Viewing the whole operation as judicially as possible, I’d say that it added a new and precarious element of suspense to detective fiction. You wonder at and worry about the performance of the columnist and who cares who done it? As a curiosity it wasn’t at all bad but I don’t think I’d like to see the idea spread. Competition being what it is in radio, we’d soon have all-star casts —Winchell barking at the D.A. (Danton Walker), Dorothy Kilgallen resisting strangulation, Hedda Hopper shooting it out with Elsa Maxwell. There hasn't been such an ominous trend in murder fiction since Gypsy Rose Lee started writing it.
Speaking of trends, a number of other small, alarming ones have appeared. Five hundred movie houses throughout the country have signed up for a big super-jackpot jingle contest—$100,000 a week in prizes—to lure back some of the customers who stay home waiting for a give-away program to call up. Betty Grable isn’t enough any more. Neither is Van Johnson. People aren’t interested in sex unless they get a Frigidaire along with it. Incidentally the movie houses are copying Fred Allen. They’re insuring movie-goers against the possibility of missing a radio prize when they’re at the movies.

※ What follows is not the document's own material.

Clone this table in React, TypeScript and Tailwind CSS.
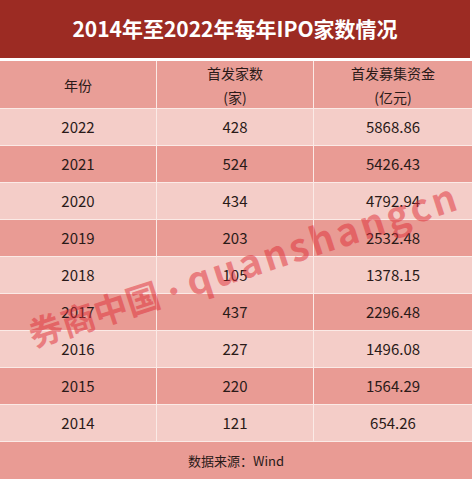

Two small items were unearthed in a recent nation-wide survey by the Broadcast Measurement Bureau at great expense to advertisers and the broadcasting industry. Five million radio sets in the United States are out of order. Most exasperating fact and the hardest and most expensive to track down: In certain sectors of the rural South there are almost no radios.
A television movie of a fashion show now doing the rounds features ladies' hats with built-in radios. The girls can now do their shopping without missing a syllable.